> Work to complete
Give the data again exactly as written, skipping any pictures.

==== Material provided

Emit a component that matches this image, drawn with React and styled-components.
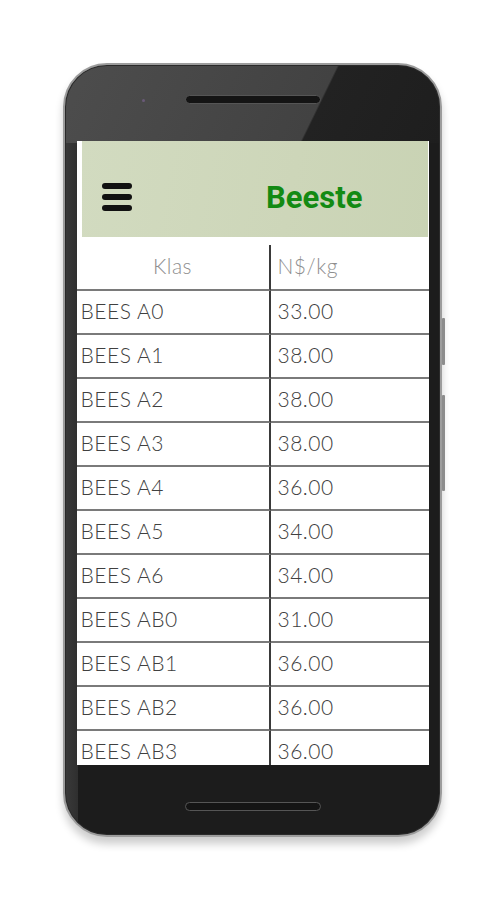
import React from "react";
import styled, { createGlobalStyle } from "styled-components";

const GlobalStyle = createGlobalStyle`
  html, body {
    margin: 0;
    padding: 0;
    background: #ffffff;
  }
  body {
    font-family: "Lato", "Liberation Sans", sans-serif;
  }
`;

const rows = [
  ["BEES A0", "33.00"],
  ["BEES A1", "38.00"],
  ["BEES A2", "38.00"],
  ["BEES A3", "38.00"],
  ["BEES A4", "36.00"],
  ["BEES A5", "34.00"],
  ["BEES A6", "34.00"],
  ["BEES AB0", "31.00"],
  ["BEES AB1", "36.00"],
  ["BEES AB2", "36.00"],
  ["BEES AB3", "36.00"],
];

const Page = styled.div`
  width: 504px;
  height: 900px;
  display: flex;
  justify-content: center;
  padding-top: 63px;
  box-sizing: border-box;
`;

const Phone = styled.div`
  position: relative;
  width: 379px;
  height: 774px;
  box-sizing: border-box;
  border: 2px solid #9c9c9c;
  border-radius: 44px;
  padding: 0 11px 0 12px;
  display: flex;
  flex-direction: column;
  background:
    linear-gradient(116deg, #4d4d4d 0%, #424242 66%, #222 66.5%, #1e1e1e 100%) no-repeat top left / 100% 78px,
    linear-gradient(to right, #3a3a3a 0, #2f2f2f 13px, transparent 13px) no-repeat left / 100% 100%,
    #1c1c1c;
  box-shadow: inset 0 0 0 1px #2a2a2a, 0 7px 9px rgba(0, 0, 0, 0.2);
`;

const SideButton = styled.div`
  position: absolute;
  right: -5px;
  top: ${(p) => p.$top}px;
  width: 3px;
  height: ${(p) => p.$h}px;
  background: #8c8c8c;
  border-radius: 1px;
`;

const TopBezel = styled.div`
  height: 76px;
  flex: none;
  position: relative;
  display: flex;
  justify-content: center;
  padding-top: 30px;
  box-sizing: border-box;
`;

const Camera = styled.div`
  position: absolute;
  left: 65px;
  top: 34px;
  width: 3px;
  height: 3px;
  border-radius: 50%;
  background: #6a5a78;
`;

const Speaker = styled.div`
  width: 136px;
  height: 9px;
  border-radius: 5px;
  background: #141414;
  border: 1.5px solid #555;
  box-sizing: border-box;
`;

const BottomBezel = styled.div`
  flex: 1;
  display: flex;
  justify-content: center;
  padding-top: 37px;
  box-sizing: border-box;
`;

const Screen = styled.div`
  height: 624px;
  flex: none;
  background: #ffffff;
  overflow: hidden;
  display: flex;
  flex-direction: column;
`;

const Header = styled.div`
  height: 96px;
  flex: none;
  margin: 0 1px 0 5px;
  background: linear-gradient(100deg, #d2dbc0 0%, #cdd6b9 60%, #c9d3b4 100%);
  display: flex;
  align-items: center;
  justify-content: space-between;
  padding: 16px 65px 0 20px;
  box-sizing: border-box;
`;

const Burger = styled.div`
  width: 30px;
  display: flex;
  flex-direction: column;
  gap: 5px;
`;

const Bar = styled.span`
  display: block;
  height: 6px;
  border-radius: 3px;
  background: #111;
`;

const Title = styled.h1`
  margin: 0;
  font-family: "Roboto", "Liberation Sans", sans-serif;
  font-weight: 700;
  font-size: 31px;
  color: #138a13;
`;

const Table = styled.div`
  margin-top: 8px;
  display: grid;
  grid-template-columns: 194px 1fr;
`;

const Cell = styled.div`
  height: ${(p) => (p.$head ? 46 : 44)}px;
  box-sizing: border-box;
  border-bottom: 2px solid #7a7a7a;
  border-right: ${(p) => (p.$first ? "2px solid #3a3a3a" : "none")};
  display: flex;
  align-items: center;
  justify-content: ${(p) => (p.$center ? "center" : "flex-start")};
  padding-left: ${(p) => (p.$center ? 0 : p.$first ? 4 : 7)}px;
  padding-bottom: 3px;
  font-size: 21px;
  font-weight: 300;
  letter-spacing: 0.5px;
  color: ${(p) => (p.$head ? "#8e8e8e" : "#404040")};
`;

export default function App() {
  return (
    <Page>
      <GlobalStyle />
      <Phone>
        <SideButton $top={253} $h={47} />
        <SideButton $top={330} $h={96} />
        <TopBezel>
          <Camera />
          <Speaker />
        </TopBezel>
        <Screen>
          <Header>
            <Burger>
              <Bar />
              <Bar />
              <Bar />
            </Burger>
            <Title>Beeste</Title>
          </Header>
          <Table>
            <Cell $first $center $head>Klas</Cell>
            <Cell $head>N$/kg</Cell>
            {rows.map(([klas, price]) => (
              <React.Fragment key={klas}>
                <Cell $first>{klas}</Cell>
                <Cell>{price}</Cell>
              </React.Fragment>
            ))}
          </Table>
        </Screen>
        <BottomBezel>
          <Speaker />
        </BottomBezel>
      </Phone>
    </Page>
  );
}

========

> The result
Emit a component that matches this image, drawn with React and styled-components.
import React from "react";
import styled, { createGlobalStyle } from "styled-components";

const GlobalStyle = createGlobalStyle`
  html, body {
    margin: 0;
    padding: 0;
    background: #ffffff;
  }
  body {
    font-family: "Lato", "Liberation Sans", sans-serif;
  }
`;

const rows = [
  ["BEES A0", "33.00"],
  ["BEES A1", "38.00"],
  ["BEES A2", "38.00"],
  ["BEES A3", "38.00"],
  ["BEES A4", "36.00"],
  ["BEES A5", "34.00"],
  ["BEES A6", "34.00"],
  ["BEES AB0", "31.00"],
  ["BEES AB1", "36.00"],
  ["BEES AB2", "36.00"],
  ["BEES AB3", "36.00"],
];

const Page = styled.div`
  width: 504px;
  height: 900px;
  display: flex;
  justify-content: center;
  padding-top: 63px;
  box-sizing: border-box;
`;

const Phone = styled.div`
  position: relative;
  width: 379px;
  height: 774px;
  box-sizing: border-box;
  border: 2px solid #9c9c9c;
  border-radius: 44px;
  padding: 0 11px 0 12px;
  display: flex;
  flex-direction: column;
  background:
    linear-gradient(116deg, #4d4d4d 0%, #424242 66%, #222 66.5%, #1e1e1e 100%) no-repeat top left / 100% 78px,
    linear-gradient(to right, #3a3a3a 0, #2f2f2f 13px, transparent 13px) no-repeat left / 100% 100%,
    #1c1c1c;
  box-shadow: inset 0 0 0 1px #2a2a2a, 0 7px 9px rgba(0, 0, 0, 0.2);
`;

const SideButton = styled.div`
  position: absolute;
  right: -5px;
  top: ${(p) => p.$top}px;
  width: 3px;
  height: ${(p) => p.$h}px;
  background: #8c8c8c;
  border-radius: 1px;
`;

const TopBezel = styled.div`
  height: 76px;
  flex: none;
  position: relative;
  display: flex;
  justify-content: center;
  padding-top: 30px;
  box-sizing: border-box;
`;

const Camera = styled.div`
  position: absolute;
  left: 65px;
  top: 34px;
  width: 3px;
  height: 3px;
  border-radius: 50%;
  background: #6a5a78;
`;

const Speaker = styled.div`
  width: 136px;
  height: 9px;
  border-radius: 5px;
  background: #141414;
  border: 1.5px solid #555;
  box-sizing: border-box;
`;

const BottomBezel = styled.div`
  flex: 1;
  display: flex;
  justify-content: center;
  padding-top: 37px;
  box-sizing: border-box;
`;

const Screen = styled.div`
  height: 624px;
  flex: none;
  background: #ffffff;
  overflow: hidden;
  display: flex;
  flex-direction: column;
`;

const Header = styled.div`
  height: 96px;
  flex: none;
  margin: 0 1px 0 5px;
  background: linear-gradient(100deg, #d2dbc0 0%, #cdd6b9 60%, #c9d3b4 100%);
  display: flex;
  align-items: center;
  justify-content: space-between;
  padding: 16px 65px 0 20px;
  box-sizing: border-box;
`;

const Burger = styled.div`
  width: 30px;
  display: flex;
  flex-direction: column;
  gap: 5px;
`;

const Bar = styled.span`
  display: block;
  height: 6px;
  border-radius: 3px;
  background: #111;
`;

const Title = styled.h1`
  margin: 0;
  font-family: "Roboto", "Liberation Sans", sans-serif;
  font-weight: 700;
  font-size: 31px;
  color: #138a13;
`;

const Table = styled.div`
  margin-top: 8px;
  display: grid;
  grid-template-columns: 194px 1fr;
`;

const Cell = styled.div`
  height: ${(p) => (p.$head ? 46 : 44)}px;
  box-sizing: border-box;
  border-bottom: 2px solid #7a7a7a;
  border-right: ${(p) => (p.$first ? "2px solid #3a3a3a" : "none")};
  display: flex;
  align-items: center;
  justify-content: ${(p) => (p.$center ? "center" : "flex-start")};
  padding-left: ${(p) => (p.$center ? 0 : p.$first ? 4 : 7)}px;
  padding-bottom: 3px;
  font-size: 21px;
  font-weight: 300;
  letter-spacing: 0.5px;
  color: ${(p) => (p.$head ? "#8e8e8e" : "#404040")};
`;

export default function App() {
  return (
    <Page>
      <GlobalStyle />
      <Phone>
        <SideButton $top={253} $h={47} />
        <SideButton $top={330} $h={96} />
        <TopBezel>
          <Camera />
          <Speaker />
        </TopBezel>
        <Screen>
          <Header>
            <Burger>
              <Bar />
              <Bar />
              <Bar />
            </Burger>
            <Title>Beeste</Title>
          </Header>
          <Table>
            <Cell $first $center $head>Klas</Cell>
            <Cell $head>N$/kg</Cell>
            {rows.map(([klas, price]) => (
              <React.Fragment key={klas}>
                <Cell $first>{klas}</Cell>
                <Cell>{price}</Cell>
              </React.Fragment>
            ))}
          </Table>
        </Screen>
        <BottomBezel>
          <Speaker />
        </BottomBezel>
      </Phone>
    </Page>
  );
}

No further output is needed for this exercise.